** BEGIN Input for this task **

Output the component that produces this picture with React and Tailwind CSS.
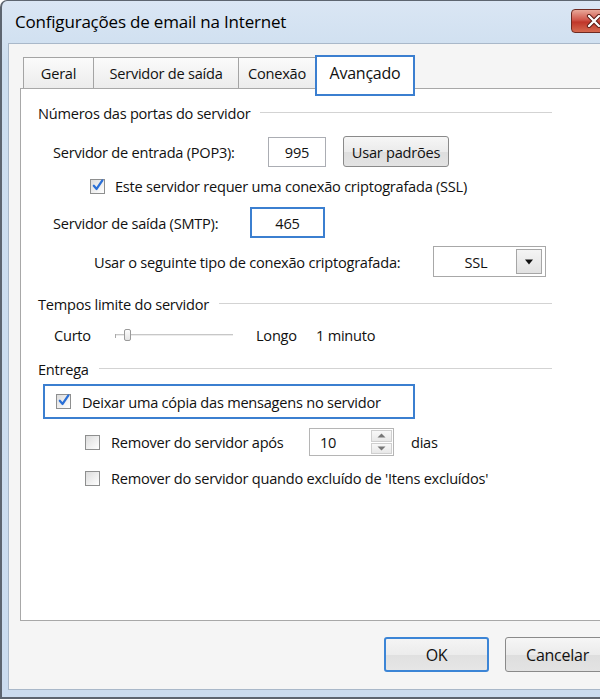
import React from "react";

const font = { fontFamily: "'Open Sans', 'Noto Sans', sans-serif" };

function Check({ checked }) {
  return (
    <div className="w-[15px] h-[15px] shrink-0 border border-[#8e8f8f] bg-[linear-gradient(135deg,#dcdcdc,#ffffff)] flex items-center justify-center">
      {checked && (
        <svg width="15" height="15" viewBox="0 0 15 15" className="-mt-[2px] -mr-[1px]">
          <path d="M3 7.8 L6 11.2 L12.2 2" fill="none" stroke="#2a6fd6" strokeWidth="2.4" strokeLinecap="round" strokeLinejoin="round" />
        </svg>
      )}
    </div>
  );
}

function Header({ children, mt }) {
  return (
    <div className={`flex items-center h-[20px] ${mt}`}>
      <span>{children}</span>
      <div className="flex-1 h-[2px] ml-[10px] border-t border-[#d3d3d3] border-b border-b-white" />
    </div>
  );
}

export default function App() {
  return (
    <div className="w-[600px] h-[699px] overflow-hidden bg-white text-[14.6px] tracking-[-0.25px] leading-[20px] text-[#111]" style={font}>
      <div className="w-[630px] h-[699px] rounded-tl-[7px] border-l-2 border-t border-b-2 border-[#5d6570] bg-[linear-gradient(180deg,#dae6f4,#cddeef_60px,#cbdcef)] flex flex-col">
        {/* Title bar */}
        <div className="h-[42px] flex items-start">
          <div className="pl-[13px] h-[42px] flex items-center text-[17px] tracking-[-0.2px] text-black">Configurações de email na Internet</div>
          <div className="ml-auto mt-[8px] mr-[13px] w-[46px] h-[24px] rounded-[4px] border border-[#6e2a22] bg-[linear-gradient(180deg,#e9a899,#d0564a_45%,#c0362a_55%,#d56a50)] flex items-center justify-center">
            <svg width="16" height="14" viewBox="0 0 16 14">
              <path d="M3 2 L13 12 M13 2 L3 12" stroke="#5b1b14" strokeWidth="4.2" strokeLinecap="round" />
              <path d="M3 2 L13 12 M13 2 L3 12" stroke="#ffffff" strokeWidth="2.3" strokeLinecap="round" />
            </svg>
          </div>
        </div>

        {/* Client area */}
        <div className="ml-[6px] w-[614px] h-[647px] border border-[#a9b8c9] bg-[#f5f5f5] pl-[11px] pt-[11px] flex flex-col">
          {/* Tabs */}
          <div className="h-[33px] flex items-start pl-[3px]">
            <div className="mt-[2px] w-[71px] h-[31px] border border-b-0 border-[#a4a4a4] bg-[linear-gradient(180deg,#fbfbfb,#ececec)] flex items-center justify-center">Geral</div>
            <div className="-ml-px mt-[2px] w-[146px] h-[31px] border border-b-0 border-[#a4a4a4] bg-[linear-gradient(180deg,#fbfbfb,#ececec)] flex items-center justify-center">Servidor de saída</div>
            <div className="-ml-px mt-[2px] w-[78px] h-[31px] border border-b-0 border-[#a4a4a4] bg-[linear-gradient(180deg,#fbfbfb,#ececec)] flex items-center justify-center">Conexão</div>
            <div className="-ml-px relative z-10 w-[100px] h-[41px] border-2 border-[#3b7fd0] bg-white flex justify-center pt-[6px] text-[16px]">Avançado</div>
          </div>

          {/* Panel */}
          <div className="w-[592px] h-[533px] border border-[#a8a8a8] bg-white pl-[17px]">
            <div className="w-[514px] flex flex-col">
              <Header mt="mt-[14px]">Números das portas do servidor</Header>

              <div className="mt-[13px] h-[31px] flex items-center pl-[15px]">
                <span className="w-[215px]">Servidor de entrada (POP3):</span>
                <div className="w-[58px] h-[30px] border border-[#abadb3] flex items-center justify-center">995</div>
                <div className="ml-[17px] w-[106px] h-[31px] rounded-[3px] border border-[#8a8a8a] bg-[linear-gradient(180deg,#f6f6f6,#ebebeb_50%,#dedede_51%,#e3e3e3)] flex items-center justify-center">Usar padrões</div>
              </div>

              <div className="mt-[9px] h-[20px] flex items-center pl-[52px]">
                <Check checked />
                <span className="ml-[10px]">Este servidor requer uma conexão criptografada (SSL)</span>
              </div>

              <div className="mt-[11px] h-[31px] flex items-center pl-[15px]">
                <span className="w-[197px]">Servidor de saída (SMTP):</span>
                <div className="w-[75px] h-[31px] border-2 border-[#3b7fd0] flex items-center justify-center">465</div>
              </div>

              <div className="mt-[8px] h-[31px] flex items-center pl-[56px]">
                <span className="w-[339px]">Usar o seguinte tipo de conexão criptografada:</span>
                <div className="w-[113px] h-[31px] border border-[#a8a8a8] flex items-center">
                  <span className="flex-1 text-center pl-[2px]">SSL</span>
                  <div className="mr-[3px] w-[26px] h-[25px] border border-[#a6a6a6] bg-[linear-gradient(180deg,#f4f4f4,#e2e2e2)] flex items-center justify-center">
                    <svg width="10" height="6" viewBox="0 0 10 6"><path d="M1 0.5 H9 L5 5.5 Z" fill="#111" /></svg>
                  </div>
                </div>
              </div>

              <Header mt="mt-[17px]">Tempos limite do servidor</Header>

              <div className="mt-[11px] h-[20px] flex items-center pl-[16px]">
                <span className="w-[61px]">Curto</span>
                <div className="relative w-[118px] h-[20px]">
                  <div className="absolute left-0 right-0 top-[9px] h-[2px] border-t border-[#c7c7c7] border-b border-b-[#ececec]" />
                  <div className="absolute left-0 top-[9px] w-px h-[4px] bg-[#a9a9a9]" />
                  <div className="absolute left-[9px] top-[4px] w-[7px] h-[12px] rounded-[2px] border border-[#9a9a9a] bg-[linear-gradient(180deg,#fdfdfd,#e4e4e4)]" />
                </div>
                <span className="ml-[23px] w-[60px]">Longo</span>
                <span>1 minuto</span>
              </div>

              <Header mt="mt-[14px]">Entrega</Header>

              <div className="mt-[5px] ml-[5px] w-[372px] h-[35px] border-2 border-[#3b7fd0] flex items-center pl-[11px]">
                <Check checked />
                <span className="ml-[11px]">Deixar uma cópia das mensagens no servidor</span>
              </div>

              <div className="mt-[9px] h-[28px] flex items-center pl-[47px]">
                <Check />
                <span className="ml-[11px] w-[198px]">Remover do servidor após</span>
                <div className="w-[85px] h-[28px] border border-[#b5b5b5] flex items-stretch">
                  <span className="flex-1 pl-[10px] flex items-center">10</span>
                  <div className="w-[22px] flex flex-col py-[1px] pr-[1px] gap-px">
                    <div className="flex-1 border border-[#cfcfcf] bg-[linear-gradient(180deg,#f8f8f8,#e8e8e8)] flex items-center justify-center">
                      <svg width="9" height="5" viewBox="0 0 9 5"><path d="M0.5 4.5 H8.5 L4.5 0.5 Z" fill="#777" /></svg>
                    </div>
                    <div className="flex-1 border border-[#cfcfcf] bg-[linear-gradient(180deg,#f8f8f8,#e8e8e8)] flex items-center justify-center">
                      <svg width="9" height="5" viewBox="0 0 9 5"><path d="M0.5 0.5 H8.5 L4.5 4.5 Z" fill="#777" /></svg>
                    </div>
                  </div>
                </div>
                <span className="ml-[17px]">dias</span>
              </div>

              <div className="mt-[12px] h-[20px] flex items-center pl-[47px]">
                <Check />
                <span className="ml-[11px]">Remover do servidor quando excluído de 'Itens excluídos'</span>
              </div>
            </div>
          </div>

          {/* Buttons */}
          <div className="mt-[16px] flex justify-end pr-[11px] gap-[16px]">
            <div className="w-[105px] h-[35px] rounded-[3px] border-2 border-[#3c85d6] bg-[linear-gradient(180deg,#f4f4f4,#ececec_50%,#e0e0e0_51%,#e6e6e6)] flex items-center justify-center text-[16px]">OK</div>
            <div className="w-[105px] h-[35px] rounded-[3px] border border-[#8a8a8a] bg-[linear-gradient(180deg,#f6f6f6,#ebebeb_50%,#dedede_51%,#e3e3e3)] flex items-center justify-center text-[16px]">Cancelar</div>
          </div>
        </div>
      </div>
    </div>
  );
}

** END Input for this task **
** BEGIN Input for this task **

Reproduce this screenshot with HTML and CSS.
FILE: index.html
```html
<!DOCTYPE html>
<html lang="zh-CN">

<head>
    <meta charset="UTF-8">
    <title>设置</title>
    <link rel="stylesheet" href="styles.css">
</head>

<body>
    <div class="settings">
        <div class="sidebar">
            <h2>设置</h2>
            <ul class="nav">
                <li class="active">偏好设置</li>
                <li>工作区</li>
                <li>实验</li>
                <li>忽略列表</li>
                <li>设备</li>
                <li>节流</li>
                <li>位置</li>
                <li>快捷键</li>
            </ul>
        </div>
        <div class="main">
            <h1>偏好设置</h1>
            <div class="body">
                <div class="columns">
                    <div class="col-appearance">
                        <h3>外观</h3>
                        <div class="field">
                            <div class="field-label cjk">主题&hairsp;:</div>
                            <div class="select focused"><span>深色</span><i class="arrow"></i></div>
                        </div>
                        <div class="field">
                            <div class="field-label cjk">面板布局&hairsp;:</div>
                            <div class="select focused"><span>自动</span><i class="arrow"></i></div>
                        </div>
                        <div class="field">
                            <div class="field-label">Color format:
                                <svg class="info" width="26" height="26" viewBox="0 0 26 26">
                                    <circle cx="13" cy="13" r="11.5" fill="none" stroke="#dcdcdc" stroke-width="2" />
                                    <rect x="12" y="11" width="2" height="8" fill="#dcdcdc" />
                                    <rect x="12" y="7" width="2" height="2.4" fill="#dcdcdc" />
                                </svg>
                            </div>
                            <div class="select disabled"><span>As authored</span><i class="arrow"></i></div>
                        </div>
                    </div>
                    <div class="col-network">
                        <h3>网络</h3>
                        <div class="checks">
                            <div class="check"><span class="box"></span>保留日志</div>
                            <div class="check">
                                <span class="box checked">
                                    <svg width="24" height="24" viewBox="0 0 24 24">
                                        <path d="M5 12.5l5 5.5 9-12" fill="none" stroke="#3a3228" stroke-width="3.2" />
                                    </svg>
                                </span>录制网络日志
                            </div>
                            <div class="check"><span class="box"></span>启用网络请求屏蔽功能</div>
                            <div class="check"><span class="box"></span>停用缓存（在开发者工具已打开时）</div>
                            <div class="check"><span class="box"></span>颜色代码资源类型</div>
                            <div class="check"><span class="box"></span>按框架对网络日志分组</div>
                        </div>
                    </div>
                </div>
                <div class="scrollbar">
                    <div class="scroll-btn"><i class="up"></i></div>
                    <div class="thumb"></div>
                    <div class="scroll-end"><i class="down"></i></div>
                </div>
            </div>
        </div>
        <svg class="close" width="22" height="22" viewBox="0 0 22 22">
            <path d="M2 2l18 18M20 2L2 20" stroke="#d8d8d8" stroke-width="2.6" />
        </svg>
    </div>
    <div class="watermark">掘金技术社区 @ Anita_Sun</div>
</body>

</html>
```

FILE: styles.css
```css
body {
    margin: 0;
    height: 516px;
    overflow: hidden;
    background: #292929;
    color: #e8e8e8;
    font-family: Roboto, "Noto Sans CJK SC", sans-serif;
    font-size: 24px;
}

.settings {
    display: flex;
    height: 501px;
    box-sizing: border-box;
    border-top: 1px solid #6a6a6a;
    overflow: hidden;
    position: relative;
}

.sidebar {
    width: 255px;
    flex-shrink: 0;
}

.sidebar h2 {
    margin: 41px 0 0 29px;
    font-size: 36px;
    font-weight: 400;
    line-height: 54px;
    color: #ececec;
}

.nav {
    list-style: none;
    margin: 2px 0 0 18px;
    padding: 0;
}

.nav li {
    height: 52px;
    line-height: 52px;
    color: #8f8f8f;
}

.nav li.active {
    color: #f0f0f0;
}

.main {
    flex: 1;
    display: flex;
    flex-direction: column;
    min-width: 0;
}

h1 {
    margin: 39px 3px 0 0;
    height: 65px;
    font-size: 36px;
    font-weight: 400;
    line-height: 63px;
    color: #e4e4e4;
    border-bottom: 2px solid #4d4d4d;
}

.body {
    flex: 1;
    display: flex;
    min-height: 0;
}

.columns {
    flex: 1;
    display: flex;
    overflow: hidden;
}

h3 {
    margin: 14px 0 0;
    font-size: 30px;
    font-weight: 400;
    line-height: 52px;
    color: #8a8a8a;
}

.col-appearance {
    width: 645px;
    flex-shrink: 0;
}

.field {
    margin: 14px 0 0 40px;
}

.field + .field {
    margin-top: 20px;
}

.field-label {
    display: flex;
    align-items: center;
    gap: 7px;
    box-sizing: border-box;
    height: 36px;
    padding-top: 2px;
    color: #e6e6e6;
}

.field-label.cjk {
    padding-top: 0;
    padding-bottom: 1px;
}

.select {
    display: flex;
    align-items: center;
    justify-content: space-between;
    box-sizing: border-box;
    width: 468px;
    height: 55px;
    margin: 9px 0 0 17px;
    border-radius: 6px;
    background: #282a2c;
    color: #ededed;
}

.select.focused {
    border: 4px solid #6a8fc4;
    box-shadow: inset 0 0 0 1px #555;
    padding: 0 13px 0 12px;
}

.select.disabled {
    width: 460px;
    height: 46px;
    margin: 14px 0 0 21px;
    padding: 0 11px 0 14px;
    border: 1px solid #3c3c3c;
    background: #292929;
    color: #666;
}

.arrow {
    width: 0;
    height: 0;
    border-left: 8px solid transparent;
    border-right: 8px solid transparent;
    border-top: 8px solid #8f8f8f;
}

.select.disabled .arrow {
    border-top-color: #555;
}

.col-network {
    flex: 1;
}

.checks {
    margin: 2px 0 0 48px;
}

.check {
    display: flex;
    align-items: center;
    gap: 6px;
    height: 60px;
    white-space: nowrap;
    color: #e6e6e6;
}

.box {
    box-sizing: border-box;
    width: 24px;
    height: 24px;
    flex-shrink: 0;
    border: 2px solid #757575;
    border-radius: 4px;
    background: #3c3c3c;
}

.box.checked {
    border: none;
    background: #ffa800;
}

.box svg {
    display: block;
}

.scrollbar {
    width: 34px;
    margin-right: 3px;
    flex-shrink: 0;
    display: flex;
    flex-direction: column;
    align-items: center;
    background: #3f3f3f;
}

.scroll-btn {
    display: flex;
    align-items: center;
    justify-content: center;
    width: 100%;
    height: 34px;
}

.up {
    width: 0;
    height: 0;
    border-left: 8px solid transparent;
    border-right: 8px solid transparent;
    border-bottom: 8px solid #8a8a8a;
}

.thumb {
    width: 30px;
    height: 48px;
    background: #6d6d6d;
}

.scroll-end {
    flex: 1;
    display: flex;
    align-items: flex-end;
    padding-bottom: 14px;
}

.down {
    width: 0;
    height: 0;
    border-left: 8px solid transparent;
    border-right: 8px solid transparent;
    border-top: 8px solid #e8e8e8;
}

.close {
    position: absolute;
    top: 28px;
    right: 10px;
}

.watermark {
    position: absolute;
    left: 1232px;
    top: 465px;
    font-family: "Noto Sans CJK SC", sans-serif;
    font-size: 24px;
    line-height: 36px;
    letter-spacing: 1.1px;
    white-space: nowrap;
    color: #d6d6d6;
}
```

** END Input for this task **

§ **Given task**
Working from the listing above, pick out every line that has "with" and copy it.

§ **Response for this exercise**
Output the component that produces this picture with React and Tailwind CSS.
Reproduce this screenshot with HTML and CSS.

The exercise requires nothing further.